Quelle est la période de report des loyers ?

La suspension des loyers vaut pour toute échéance entre le « 12 mars 2020 et l'expiration d'un délai de deux mois après la date de cessation de l'état d'urgence sanitaire ».

Dès lors, si l’on se réfère aux dispositions de l’article 4 de l’ordonnance, le locataire ne s’acquittant pas de son loyer pour ladite période ne peut « encourir de pénalités financières ou intérêts de retard, de dommages-intérêts, d’astreinte, d’exécution de clause résolutoire, de clause pénale ou de toute clause prévoyant une déchéance, ou d’activation des garanties ou cautions » pour cette raison.

En d’autres termes, la suspension ne s’applique pas aux loyers et charges dont l’échéance de paiement intervient avant le 13 mars 2020. Il sera relevé que la plupart des baux ont une échéance en début de mois, ce qui signifie que le loyer et les charges du mois de mars 2020 restent dus en pareil cas.

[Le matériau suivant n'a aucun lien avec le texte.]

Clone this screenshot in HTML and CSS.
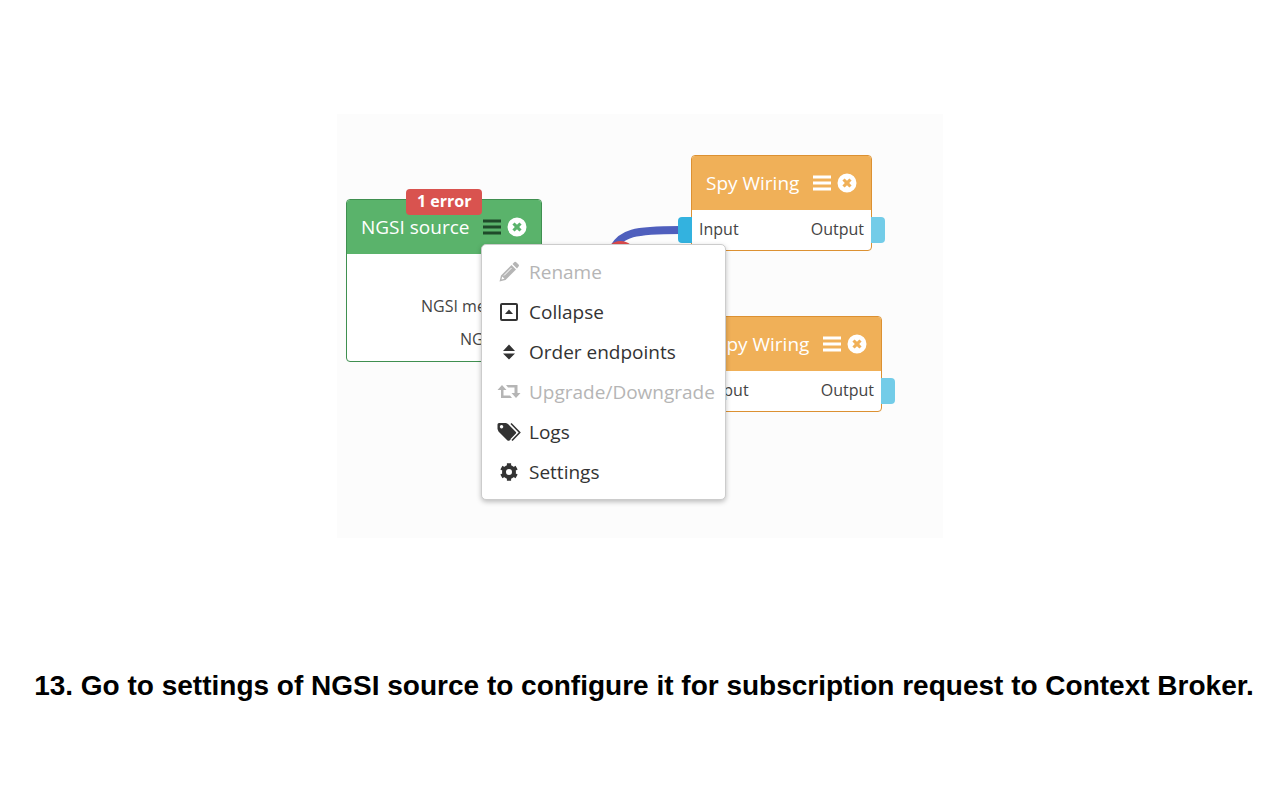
FILE: index.html
```html
<!DOCTYPE html>
<html lang="en">
<head>
<meta charset="utf-8">
<title>Wiring editor</title>
<link rel="stylesheet" href="styles.css">
</head>
<body>
<svg class="symbols" aria-hidden="true">
  <symbol id="bars" viewBox="0 0 18 16"><path d="M0 2h18M0 8h18M0 14h18" fill="none" stroke="currentColor" stroke-width="3"/></symbol>
  <symbol id="close" viewBox="0 0 20 20"><path fill="currentColor" fill-rule="evenodd" d="M10 .5a9.500 9.500 0 1 1 0 19a9.500 9.500 0 1 1 0-19zM7.600 5.400L5.400 7.600L7.800 10L5.400 12.400L7.600 14.600L10 12.200L12.400 14.600L14.600 12.400L12.200 10L14.600 7.600L12.400 5.400L10 7.800z"/></symbol>
</svg>
<main class="page">
  <section class="canvas">
    <svg class="wire" viewBox="0 0 70 24" aria-hidden="true">
      <path d="M3 27C11 11 24 8 70 8" fill="none" stroke="#4f5fbd" stroke-width="8"/>
      <ellipse cx="10.500" cy="31" rx="14" ry="12" fill="#dd4b4b"/>
    </svg>

    <article class="node source">
      <span class="badge">1 error</span>
      <header class="head"><span class="title">NGSI source</span>
        <button class="tool dark" aria-label="Menu"><svg class="bars"><use href="#bars"/></svg></button>
        <button class="tool" aria-label="Remove"><svg class="close"><use href="#close"/></svg></button>
      </header>
      <div class="outputs"><span>NGSI me</span><span>NG</span></div>
    </article>

    <article class="node spy first">
      <header class="head"><span class="title">Spy Wiring</span>
        <button class="tool" aria-label="Menu"><svg class="bars"><use href="#bars"/></svg></button>
        <button class="tool" aria-label="Remove"><svg class="close"><use href="#close"/></svg></button>
      </header>
      <div class="ports"><span>Input</span><span>Output</span></div>
      <i class="anchor in"></i><i class="anchor out"></i>
    </article>

    <article class="node spy second">
      <header class="head"><span class="title">Spy Wiring</span>
        <button class="tool" aria-label="Menu"><svg class="bars"><use href="#bars"/></svg></button>
        <button class="tool" aria-label="Remove"><svg class="close"><use href="#close"/></svg></button>
      </header>
      <div class="ports"><span>Input</span><span>Output</span></div>
      <i class="anchor in"></i><i class="anchor out"></i>
    </article>

    <div class="menu" role="menu">
      <button class="item" role="menuitem" disabled><svg class="icon" viewBox="0 0 24 24"><path fill="currentColor" fill-rule="evenodd" d="M2.500 21.500L4 15.500L14.500 5L19 9.500L8.500 20zM5.200 16.500L4.500 19.500L7.500 18.800zM15.500 4L17.500 2Q18.500 1.500 19.500 2.500L21.500 4.500Q22.500 5.500 21.500 6.500L20 8.500z"/><path d="M7 15.500L14.500 8" stroke="#fff" stroke-width="1"/></svg><span>Rename</span></button>
      <button class="item" role="menuitem"><svg class="icon" viewBox="0 0 24 24"><rect x="4" y="4" width="16" height="16" rx="1" fill="none" stroke="currentColor" stroke-width="2"/><path fill="currentColor" d="M8 14L12 9.500L16 14z"/></svg><span>Collapse</span></button>
      <button class="item" role="menuitem"><svg class="icon" viewBox="0 0 24 24"><path fill="currentColor" d="M6 11L12 4.500L18 11zM6 13.500L12 19.500L18 13.500z"/></svg><span>Order endpoints</span></button>
      <button class="item" role="menuitem" disabled><svg class="icon" viewBox="0 0 24 24"><path fill="currentColor" d="M5 5L9.500 10H6.500V15.500H13L15 18H4V10H.5zM9 5H20.500V13H23.500L19 18L14.500 13H17.500V7.500H11z"/></svg><span>Upgrade/Downgrade</span></button>
      <button class="item" role="menuitem"><svg class="icon" viewBox="0 0 24 24"><path fill="currentColor" fill-rule="evenodd" d="M2 3H9L11 4L19 12Q19.500 13 19 14L12.500 20.500Q11.500 21 10.500 20.500L1.500 11.500L.5 9V4.500Q.5 3 2 3zM4.500 5A1.700 1.700 0 1 0 4.600 5z"/><path d="M14 3.500L22.700 12.500L15 20.500" fill="none" stroke="#fff" stroke-width="4"/><path d="M14 3.500L22.700 12.500L15 20.500" fill="none" stroke="currentColor" stroke-width="1.600"/></svg><span>Logs</span></button>
      <button class="item" role="menuitem"><svg class="icon" viewBox="0 0 24 24"><circle cx="12" cy="12" r="5" fill="none" stroke="currentColor" stroke-width="4"/><path d="M12 3.200V6.500M12 17.500V20.800M4.400 7.600L7.200 9.200M16.800 14.800L19.600 16.400M4.400 16.400L7.200 14.800M16.800 9.200L19.600 7.600" stroke="currentColor" stroke-width="4.200"/></svg><span>Settings</span></button>
    </div>
  </section>
  <h1 class="caption">13. Go to settings of NGSI source to configure it for subscription request to Context Broker.</h1>
</main>
</body>
</html>
```
FILE: styles.css
```css
* { box-sizing: border-box; }
body { margin: 0; background: #fff; }
.symbols { display: none; }
.page {
  display: flex;
  flex-direction: column;
  align-items: center;
  padding: 114px 12px 32px;
  gap: 132px;
}
.canvas {
  position: relative;
  width: 100%;
  max-width: 606px;
  height: 424px;
  background: #fcfcfc;
  font-family: "Open Sans", "Noto Sans", sans-serif;
}
.wire { position: absolute; left: 273px; top: 108px; width: 70px; height: 24px; }
.node {
  position: absolute;
  display: flex;
  flex-direction: column;
  background: #fff;
  border: 1px solid;
  border-radius: 4px;
  font-size: 16px;
  color: #444;
}
.source { left: 9px; top: 85px; width: 196px; height: 163px; border-color: #3f8f50; }
.spy { width: 181px; height: 96px; border-color: #dc9132; }
.first { left: 354px; top: 41px; }
.second { left: 364px; top: 202px; }
.head {
  display: flex;
  align-items: center;
  height: 54px;
  padding: 0 14px;
  color: #fff;
  font-size: 19px;
  border-radius: 3px 3px 0 0;
}
.source .head { background: #5ab36b; }
.spy .head { background: #f0b058; }
.title { flex: 1; white-space: nowrap; }
.tool { display: flex; padding: 0; margin-left: 6px; border: 0; background: none; color: #fff; }
.dark { color: #1f4a2a; }
.bars { width: 18px; height: 16px; }
.close { width: 20px; height: 20px; }
.badge {
  position: absolute;
  left: 59px;
  top: -11px;
  padding: 0 11px 1px;
  border-radius: 4px;
  background: #d9534f;
  color: #fff;
  font-size: 16px;
  font-weight: 700;
  line-height: 25px;
}
.outputs {
  display: flex;
  flex-direction: column;
  padding: 36px 0 0 74px;
  line-height: 33px;
  white-space: nowrap;
  overflow: hidden;
}
.outputs span + span { padding-left: 39px; }
.ports { display: flex; justify-content: space-between; padding: 0 7px; line-height: 39px; }
.anchor { position: absolute; top: 61px; width: 14px; height: 26px; }
.in { right: 100%; background: #33b2df; border-radius: 4px 0 0 4px; }
.out { left: 100%; background: #73cce8; border-radius: 0 4px 4px 0; }
.menu {
  position: absolute;
  left: 144px;
  top: 130px;
  width: 245px;
  padding: 7px 0;
  background: #fff;
  border: 1px solid #ccc;
  border-radius: 5px;
  box-shadow: 0 2px 5px rgba(0, 0, 0, 0.25);
}
.item {
  display: flex;
  align-items: center;
  gap: 8px;
  width: 100%;
  height: 40px;
  padding: 0 0 0 15px;
  border: 0;
  background: none;
  color: #333;
  font-family: inherit;
  font-size: 19px;
  white-space: nowrap;
}
.item:disabled { color: #b5b5b5; }
.icon { width: 24px; height: 24px; }
.caption {
  margin: 0;
  padding-left: 8px;
  color: #000;
  font-family: "Liberation Sans", Arial, sans-serif;
  font-size: 28px;
  font-weight: 700;
  line-height: 32px;
}
```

En définitive, il sera rappelé que les termes de l’ordonnance ont mis en place une simple suspension limitée à certains locataires pour une période précise.

Il n’est donc pas à exclure qu’après la période de suspension, le bailleur décide de reprendre les procédures de poursuite en visant le bénéfice d’une clause résolutoire pour impayé desdits loyers.

Sur ce point, le ministère de l’économie a fait savoir que « Lorsque l’activité reprendra, ces loyers et charges feront l’objet de différés de paiement ou d’étalements sans pénalité ni intérêts de retard et adaptés à la situation des entreprises en question. Le ministre de l'Economie a aussi demandé, aux bailleurs dans la possibilité de le faire, d'accepter les demandes de report de loyers des petites et moyennes entreprises. Si aucun compromis n'est trouvé et que la situation met l'entreprise en difficulté, il pourra être fait appel au médiateur des entreprises. Le Centre National des Centres commerciaux a d'ores et déjà donné son accord pour prendre à sa charge ces décalages de loyers.»